**EXERCISE AIM:** Work out how many lines in the data hold the word "styles", and reply with that number only.

______________________________

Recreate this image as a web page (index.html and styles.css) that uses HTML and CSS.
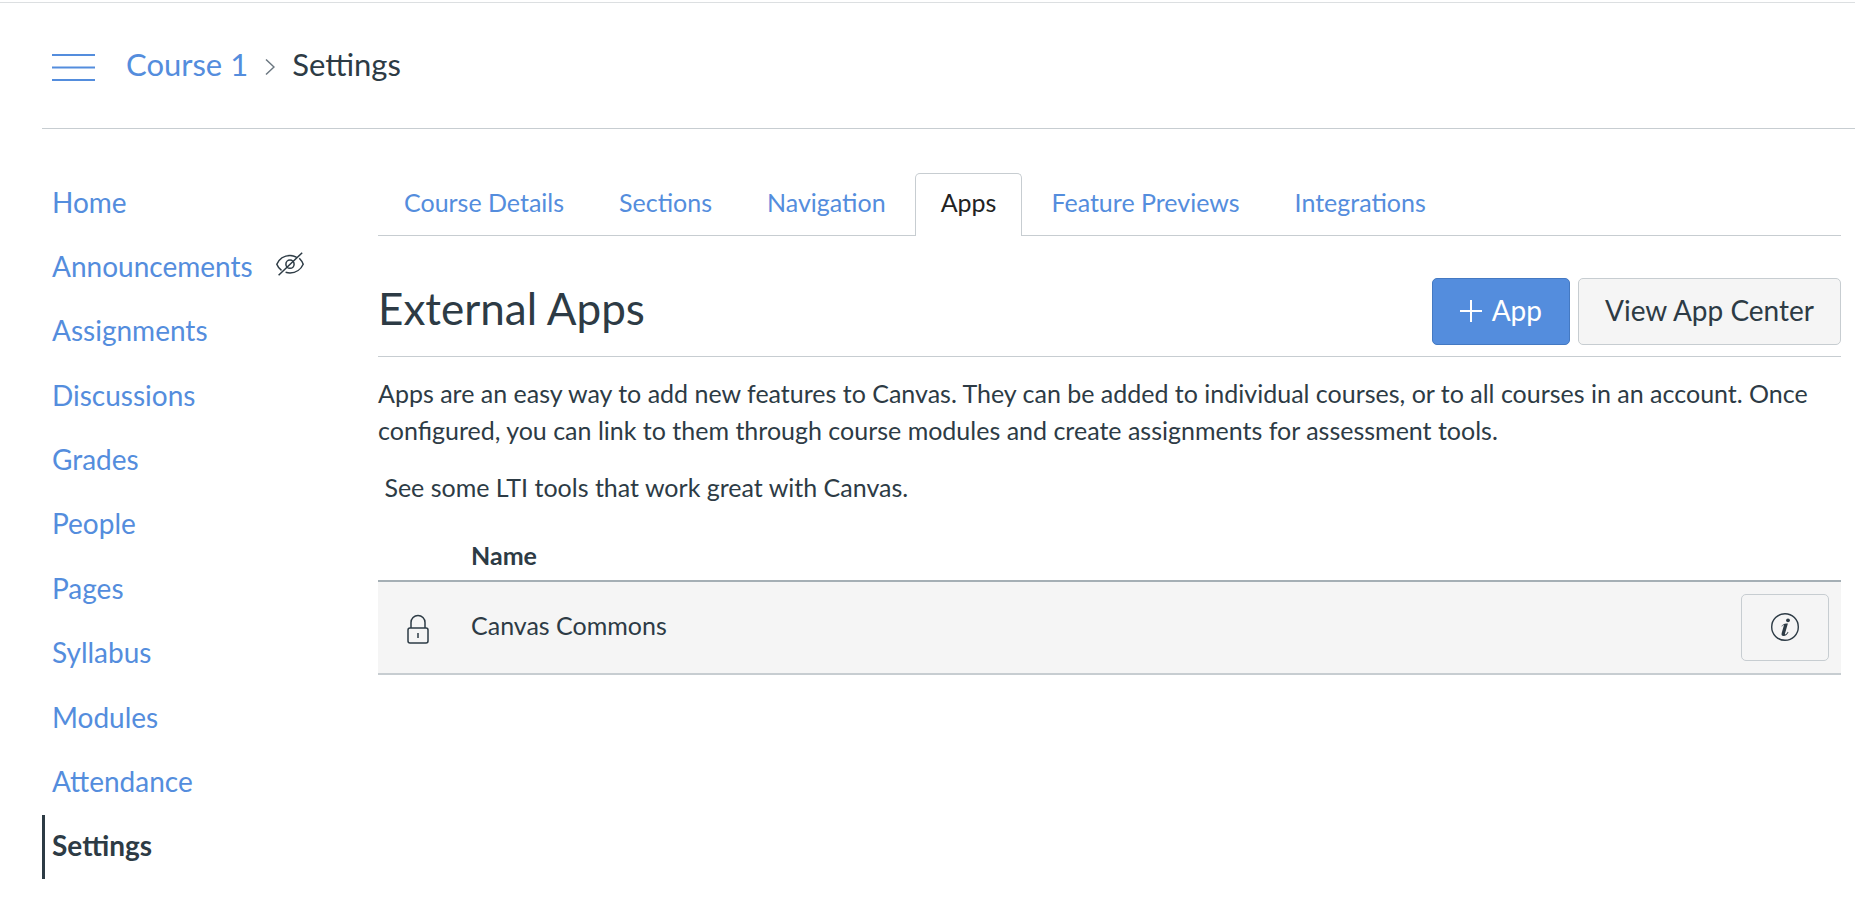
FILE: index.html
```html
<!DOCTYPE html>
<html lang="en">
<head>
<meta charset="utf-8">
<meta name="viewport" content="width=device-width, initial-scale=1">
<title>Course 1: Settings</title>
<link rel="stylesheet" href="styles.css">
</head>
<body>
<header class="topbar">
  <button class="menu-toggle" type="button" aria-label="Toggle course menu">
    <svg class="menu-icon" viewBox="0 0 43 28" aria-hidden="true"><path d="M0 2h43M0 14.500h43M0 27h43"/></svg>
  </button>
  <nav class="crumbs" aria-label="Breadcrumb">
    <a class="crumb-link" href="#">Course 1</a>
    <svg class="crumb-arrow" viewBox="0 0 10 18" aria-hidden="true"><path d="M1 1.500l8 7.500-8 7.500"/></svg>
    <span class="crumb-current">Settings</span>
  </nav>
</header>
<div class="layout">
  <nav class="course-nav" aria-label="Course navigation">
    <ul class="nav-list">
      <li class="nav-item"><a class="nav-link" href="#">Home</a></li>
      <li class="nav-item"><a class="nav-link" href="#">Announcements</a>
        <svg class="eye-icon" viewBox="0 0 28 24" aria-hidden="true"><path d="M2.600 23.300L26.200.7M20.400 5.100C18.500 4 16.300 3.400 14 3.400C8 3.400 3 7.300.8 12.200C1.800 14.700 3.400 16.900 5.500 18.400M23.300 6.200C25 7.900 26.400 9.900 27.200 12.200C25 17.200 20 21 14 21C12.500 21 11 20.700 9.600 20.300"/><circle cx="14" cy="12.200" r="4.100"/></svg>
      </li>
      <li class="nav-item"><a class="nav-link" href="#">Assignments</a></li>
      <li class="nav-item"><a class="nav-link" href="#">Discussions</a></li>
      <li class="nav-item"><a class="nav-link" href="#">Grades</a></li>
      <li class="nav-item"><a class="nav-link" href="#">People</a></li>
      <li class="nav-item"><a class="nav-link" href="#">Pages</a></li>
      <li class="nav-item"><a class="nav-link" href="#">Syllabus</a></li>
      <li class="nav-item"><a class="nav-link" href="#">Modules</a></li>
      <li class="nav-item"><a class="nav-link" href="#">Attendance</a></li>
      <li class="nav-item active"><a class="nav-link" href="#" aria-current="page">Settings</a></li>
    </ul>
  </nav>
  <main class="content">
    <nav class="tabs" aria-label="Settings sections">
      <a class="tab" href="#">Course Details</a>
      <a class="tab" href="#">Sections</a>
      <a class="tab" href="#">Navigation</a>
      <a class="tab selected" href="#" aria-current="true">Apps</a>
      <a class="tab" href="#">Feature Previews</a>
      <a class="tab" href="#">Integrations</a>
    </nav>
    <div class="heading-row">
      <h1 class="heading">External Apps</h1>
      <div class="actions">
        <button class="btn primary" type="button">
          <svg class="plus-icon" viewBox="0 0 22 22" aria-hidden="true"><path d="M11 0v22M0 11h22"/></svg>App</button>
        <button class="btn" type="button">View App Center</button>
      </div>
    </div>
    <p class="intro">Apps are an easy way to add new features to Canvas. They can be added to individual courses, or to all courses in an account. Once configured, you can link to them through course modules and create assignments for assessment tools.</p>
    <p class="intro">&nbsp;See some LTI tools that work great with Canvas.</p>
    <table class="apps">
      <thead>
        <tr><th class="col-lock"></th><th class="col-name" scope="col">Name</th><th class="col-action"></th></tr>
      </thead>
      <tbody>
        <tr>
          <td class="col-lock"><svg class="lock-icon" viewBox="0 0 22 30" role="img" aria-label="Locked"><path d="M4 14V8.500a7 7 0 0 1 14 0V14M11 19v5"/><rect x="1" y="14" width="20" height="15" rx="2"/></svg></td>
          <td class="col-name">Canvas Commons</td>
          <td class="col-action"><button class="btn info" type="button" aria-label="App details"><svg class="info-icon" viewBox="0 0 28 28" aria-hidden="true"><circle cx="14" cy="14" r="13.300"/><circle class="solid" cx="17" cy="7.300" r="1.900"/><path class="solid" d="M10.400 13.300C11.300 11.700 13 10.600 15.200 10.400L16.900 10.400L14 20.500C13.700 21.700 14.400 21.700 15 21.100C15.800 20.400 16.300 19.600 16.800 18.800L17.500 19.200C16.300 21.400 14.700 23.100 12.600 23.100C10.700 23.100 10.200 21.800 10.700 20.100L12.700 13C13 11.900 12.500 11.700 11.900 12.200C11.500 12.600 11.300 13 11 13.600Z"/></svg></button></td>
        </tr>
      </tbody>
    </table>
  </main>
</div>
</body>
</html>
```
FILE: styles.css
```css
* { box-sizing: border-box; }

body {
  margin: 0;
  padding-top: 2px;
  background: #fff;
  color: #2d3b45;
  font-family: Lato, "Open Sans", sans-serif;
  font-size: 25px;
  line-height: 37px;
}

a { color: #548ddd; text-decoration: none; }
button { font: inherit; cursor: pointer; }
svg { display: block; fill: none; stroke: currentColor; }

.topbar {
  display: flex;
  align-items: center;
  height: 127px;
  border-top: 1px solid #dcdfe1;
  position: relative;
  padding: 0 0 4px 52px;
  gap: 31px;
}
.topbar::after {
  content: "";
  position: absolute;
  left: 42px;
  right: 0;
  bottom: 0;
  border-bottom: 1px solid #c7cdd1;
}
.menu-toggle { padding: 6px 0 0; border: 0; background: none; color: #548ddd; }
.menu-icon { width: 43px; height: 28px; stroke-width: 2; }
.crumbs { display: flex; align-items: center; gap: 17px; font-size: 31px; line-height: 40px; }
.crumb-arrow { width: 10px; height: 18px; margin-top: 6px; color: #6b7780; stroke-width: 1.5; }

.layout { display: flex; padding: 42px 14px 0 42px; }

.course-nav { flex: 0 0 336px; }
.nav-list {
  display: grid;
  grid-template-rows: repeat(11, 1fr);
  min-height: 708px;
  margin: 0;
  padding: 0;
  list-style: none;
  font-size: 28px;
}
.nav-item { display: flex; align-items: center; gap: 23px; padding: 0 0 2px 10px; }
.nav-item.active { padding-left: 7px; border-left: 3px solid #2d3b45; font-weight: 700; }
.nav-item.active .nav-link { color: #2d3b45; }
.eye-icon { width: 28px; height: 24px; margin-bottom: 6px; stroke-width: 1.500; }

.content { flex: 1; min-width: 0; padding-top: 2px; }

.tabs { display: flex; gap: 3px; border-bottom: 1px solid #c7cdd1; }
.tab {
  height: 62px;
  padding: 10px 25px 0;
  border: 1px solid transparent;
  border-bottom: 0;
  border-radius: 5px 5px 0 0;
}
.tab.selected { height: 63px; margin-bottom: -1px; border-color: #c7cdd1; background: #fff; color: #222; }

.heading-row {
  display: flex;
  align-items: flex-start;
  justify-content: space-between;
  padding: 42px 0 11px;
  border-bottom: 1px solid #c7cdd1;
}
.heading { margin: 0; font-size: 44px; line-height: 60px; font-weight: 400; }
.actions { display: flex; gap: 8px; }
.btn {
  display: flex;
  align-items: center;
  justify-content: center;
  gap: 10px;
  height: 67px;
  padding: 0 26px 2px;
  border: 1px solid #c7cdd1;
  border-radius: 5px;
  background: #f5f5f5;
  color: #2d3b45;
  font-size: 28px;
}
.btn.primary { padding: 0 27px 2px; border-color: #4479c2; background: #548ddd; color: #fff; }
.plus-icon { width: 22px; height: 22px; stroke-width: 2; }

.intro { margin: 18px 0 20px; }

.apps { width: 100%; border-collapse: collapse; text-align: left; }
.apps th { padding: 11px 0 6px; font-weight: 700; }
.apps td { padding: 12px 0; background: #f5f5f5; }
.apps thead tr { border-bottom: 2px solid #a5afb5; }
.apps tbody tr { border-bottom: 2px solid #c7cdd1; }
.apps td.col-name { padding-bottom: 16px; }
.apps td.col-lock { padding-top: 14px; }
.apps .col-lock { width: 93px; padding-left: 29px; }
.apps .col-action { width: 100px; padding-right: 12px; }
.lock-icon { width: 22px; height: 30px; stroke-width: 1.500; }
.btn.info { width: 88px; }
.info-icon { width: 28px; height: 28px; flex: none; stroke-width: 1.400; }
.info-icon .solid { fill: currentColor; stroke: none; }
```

______________________________

**EXERCISE OUTPUT:** 3